M. François Brottes - Je note que dans le IV de cet amendement, il est proposé que le Gouvernement fasse un rapport, ce qui nous a été refusé pour l'allocation logement. Nous ne sommes pas opposés à ce qu'un bilan de l'application des aides fiscales soit effectué. Mais le rapport comportera-t-il un comparatif avec les investissements publics en matière de logement locatif social ? Par ailleurs, le président de la commission pourrait-il demander à ses services de dresser un tableau comparatif des divers dispositifs d'ici à la deuxième lecture ?

M. le Président de la commission - C'est avec grand plaisir que nous vous donnerons satisfaction.

M. le Rapporteur - Rien n'interdira au Gouvernement d'intégrer un tel comparatif dans son rapport.

M. le Ministre de l'emploi - Nous nous plierons à la volonté de l'Assemblée.

L'amendement 554 troisième rectification, mis aux voix, est adopté.

L'article 7 bis est ainsi rédigé.

La suite du débat est renvoyée à la prochaine séance, qui aura lieu, cet après-midi, mercredi 25 janvier, à 15 heures.

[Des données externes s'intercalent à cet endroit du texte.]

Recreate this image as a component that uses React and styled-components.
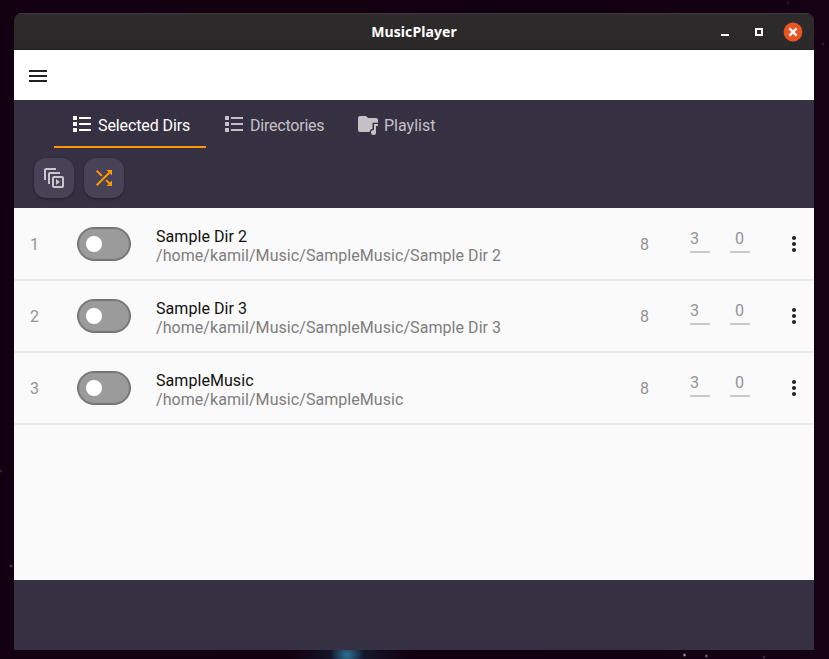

La séance est levée à 1 heure 10.

              La Directrice du service
              du compte rendu analytique,

              Catherine MANCY

ORDRE DU JOUR
DU MERCREDI 25 JANVIER 2006

QUINZE HEURES : 1re SÉANCE PUBLIQUE

1. Questions au Gouvernement.

2. Suite de la discussion du projet de loi, adopté par le Sénat (n° 2709 rectifié), portant engagement national pour le logement.

Rapport (n° 2771) de M. Gérard HAMEL, au nom de la commission des affaires économiques, de l'environnement et du territoire.

Avis (n° 2765) de M. François SCELLIER, au nom de la commission des finances, de l'économie générale et du Plan.

VINGT ET UNE HEURES TRENTE : 2e SÉANCE PUBLIQUE

Suite de l'ordre du jour de la première séance.